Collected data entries
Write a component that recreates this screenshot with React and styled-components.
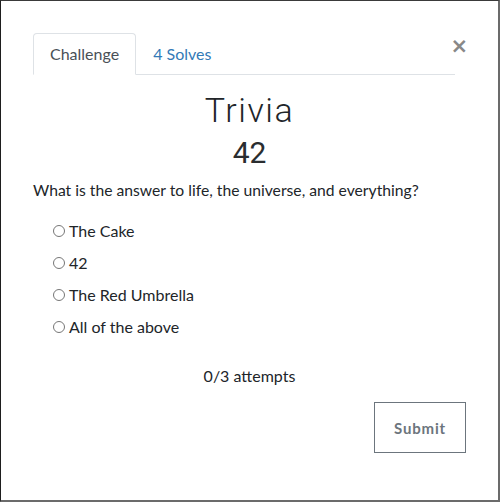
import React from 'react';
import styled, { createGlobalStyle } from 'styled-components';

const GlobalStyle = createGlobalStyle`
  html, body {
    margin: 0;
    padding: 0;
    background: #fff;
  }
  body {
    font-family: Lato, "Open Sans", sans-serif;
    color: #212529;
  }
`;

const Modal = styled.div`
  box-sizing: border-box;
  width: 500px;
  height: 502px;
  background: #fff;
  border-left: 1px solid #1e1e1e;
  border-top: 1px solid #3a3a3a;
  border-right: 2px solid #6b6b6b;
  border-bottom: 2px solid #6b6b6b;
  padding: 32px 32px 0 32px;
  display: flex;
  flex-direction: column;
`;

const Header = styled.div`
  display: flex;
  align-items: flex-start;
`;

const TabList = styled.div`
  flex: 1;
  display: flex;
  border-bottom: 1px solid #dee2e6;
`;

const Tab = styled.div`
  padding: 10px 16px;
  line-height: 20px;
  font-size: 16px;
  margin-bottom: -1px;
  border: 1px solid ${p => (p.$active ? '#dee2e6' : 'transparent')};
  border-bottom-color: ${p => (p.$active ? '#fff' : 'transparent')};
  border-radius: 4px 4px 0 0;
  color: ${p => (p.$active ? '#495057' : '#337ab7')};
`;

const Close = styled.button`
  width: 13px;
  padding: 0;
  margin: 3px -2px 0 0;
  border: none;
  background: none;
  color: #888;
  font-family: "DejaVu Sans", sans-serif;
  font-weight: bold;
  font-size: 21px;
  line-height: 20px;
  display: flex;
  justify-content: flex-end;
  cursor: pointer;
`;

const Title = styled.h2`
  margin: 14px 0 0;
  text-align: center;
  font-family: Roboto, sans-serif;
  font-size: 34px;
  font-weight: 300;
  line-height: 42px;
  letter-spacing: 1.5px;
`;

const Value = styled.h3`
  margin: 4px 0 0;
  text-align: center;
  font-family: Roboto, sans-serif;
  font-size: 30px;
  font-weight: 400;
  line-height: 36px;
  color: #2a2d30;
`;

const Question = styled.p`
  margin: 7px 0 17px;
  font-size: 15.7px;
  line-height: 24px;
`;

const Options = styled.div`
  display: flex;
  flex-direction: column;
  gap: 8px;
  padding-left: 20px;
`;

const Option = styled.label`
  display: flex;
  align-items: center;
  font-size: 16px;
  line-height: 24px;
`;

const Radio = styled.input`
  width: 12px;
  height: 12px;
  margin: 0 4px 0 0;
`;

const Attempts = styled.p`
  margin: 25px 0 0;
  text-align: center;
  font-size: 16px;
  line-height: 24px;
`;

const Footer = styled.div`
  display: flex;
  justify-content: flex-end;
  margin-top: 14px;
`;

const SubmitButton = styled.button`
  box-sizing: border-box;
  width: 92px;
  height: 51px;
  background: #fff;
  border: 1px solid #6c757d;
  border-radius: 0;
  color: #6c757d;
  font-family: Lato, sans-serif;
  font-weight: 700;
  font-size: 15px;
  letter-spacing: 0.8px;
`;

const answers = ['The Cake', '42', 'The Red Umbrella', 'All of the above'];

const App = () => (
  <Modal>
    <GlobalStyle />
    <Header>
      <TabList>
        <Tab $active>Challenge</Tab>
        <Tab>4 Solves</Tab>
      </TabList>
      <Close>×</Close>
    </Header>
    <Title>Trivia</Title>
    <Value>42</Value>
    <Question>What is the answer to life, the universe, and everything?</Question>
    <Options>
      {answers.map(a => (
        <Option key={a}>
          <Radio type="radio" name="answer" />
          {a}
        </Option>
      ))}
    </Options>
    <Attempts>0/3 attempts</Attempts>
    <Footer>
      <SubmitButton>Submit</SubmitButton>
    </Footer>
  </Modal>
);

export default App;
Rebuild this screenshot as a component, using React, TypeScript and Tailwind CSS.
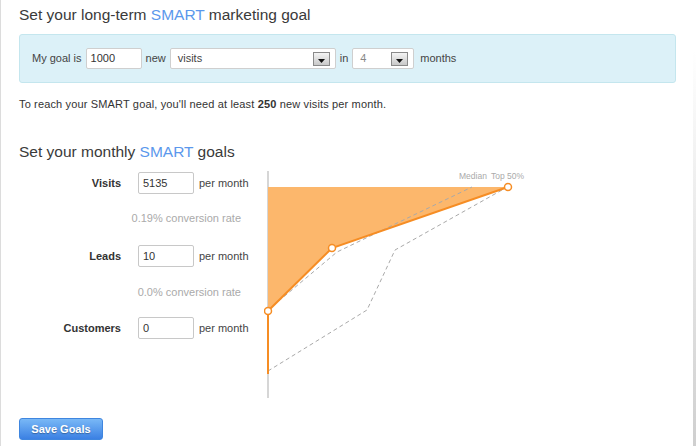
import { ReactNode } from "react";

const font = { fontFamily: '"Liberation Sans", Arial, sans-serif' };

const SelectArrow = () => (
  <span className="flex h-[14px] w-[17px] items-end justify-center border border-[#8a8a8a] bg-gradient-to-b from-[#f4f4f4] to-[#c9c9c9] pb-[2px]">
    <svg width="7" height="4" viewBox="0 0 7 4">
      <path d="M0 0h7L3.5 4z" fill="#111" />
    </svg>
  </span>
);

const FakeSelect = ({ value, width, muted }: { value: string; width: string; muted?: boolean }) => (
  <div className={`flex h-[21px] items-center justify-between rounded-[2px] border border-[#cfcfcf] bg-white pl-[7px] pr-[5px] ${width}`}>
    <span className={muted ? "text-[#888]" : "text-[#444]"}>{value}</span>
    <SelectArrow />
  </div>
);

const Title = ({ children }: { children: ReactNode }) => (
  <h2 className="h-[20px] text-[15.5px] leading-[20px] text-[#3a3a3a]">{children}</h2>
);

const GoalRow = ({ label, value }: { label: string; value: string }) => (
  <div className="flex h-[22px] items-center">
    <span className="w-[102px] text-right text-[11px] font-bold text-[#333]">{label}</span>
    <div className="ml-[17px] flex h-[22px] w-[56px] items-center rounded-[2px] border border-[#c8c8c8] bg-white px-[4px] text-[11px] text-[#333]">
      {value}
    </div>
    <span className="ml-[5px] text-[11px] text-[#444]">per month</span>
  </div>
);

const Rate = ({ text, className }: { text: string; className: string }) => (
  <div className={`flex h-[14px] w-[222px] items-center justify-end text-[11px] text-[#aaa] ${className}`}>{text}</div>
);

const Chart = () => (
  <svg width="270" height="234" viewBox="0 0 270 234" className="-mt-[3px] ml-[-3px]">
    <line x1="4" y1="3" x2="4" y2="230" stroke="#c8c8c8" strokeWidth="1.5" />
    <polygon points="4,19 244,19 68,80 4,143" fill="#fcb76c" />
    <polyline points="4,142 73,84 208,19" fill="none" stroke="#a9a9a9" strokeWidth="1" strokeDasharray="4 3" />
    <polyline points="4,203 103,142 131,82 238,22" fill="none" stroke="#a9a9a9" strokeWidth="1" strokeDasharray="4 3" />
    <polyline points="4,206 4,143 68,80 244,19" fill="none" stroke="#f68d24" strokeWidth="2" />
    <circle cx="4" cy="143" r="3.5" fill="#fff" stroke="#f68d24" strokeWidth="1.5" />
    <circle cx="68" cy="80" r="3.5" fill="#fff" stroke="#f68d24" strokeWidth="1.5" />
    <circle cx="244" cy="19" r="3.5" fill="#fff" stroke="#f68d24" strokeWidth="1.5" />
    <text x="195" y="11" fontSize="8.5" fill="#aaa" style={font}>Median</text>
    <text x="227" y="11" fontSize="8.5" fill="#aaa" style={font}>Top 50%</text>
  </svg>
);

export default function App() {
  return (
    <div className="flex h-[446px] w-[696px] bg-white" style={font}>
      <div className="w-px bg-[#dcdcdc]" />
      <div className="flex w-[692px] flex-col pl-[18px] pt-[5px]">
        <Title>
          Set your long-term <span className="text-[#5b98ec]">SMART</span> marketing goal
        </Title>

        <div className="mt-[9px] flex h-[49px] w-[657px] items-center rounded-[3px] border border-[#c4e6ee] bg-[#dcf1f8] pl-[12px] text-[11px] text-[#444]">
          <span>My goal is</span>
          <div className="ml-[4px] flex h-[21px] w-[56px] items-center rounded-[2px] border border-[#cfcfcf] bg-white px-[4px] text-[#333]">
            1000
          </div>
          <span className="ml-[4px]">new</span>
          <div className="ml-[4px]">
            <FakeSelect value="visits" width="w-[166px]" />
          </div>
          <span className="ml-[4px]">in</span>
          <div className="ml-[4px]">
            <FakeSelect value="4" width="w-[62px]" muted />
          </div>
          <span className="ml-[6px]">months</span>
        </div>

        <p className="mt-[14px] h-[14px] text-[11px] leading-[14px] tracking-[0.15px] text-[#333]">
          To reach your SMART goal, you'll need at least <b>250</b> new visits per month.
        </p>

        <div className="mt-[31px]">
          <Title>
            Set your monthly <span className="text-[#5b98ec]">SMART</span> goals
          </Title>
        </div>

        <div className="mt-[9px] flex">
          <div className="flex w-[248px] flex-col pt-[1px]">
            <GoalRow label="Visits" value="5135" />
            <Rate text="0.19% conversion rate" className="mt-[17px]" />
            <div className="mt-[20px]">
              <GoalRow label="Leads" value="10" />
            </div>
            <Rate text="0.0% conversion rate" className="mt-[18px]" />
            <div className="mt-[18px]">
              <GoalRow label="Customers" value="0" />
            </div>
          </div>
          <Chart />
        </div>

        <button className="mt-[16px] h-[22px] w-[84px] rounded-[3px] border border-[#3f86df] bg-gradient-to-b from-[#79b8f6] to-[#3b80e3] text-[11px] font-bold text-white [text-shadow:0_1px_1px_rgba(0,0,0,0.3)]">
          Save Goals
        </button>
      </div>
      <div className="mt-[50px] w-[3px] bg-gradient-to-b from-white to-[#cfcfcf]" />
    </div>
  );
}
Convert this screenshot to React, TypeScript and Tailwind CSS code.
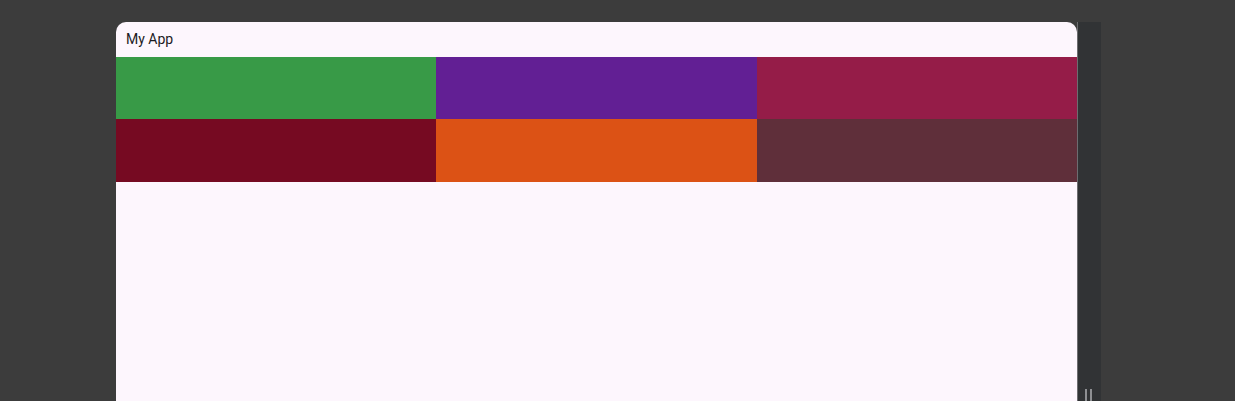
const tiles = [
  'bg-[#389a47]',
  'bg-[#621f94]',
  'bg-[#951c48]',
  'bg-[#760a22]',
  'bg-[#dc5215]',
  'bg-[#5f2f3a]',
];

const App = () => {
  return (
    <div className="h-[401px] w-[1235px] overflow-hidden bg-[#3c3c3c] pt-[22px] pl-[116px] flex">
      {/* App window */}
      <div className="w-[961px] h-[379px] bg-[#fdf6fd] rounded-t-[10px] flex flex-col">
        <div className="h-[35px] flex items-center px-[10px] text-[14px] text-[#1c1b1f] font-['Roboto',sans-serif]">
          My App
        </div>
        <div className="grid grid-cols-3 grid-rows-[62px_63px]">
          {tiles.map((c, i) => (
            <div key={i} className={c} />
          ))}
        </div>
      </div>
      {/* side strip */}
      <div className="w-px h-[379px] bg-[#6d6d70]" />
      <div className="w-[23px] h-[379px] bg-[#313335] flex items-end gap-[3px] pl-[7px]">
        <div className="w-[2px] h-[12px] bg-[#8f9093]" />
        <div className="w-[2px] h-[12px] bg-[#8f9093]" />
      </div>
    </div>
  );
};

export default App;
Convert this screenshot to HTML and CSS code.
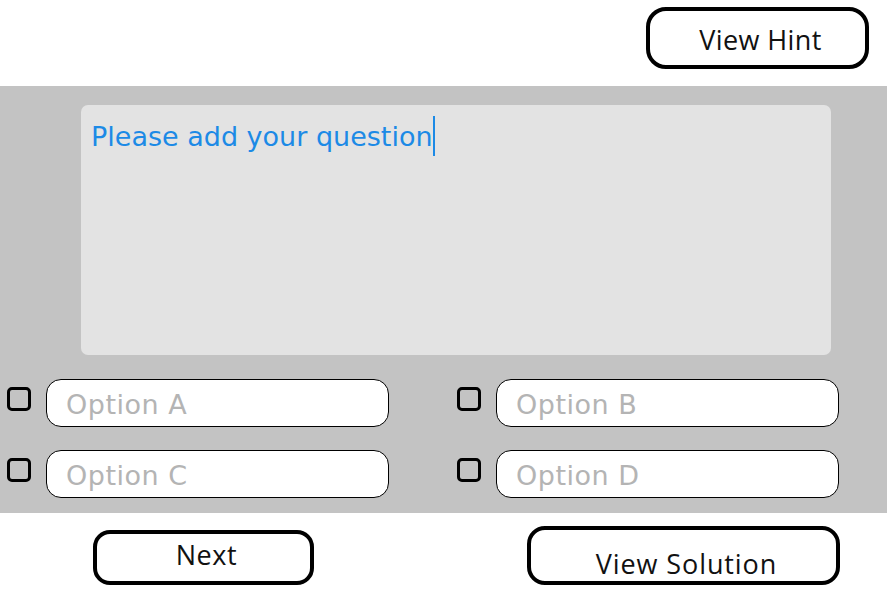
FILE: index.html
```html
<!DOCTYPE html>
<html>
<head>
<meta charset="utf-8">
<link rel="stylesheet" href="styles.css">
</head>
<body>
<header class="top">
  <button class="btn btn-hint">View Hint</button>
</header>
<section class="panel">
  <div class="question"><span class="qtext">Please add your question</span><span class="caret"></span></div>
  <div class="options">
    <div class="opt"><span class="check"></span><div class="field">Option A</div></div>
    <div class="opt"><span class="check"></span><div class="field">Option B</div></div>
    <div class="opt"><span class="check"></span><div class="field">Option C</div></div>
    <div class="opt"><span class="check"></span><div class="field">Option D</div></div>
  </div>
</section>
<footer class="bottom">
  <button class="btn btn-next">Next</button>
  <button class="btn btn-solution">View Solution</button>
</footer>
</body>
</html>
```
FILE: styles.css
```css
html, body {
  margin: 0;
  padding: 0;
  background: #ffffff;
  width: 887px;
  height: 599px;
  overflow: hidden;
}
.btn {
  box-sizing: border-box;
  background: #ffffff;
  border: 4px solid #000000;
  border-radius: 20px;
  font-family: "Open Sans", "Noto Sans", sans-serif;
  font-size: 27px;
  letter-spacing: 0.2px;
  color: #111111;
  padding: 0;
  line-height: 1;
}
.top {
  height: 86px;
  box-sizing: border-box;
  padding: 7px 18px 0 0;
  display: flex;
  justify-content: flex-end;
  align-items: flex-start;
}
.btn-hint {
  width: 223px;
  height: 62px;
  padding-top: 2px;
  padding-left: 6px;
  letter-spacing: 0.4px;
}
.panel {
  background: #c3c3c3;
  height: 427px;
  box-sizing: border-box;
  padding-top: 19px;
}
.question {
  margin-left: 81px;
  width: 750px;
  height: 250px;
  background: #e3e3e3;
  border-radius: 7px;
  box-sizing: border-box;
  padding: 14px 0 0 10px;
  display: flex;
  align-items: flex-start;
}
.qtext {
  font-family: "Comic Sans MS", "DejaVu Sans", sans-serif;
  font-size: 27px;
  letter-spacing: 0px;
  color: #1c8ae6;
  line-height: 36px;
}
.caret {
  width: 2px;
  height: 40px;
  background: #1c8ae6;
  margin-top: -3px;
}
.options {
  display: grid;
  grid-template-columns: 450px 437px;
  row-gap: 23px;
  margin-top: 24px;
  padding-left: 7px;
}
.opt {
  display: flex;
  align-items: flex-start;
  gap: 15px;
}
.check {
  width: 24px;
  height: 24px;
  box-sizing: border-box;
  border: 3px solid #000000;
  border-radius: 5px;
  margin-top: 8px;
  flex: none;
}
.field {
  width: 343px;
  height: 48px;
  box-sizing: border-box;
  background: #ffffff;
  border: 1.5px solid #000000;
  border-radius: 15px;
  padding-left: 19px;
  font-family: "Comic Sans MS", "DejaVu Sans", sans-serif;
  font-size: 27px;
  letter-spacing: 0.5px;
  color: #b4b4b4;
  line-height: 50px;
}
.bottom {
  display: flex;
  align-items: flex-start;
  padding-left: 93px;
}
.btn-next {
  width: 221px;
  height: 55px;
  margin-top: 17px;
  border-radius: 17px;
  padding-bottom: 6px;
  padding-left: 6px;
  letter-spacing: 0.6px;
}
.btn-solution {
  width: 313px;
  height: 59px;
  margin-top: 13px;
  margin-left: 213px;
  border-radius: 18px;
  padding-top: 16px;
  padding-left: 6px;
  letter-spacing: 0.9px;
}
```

--- TASK PROMPT ---
In the listing above, find each line with the word "screenshot" and copy it.

--- ANSWER IN FULL ---
Write a component that recreates this screenshot with React and styled-components.
Rebuild this screenshot as a component, using React, TypeScript and Tailwind CSS.
Convert this screenshot to React, TypeScript and Tailwind CSS code.
Convert this screenshot to HTML and CSS code.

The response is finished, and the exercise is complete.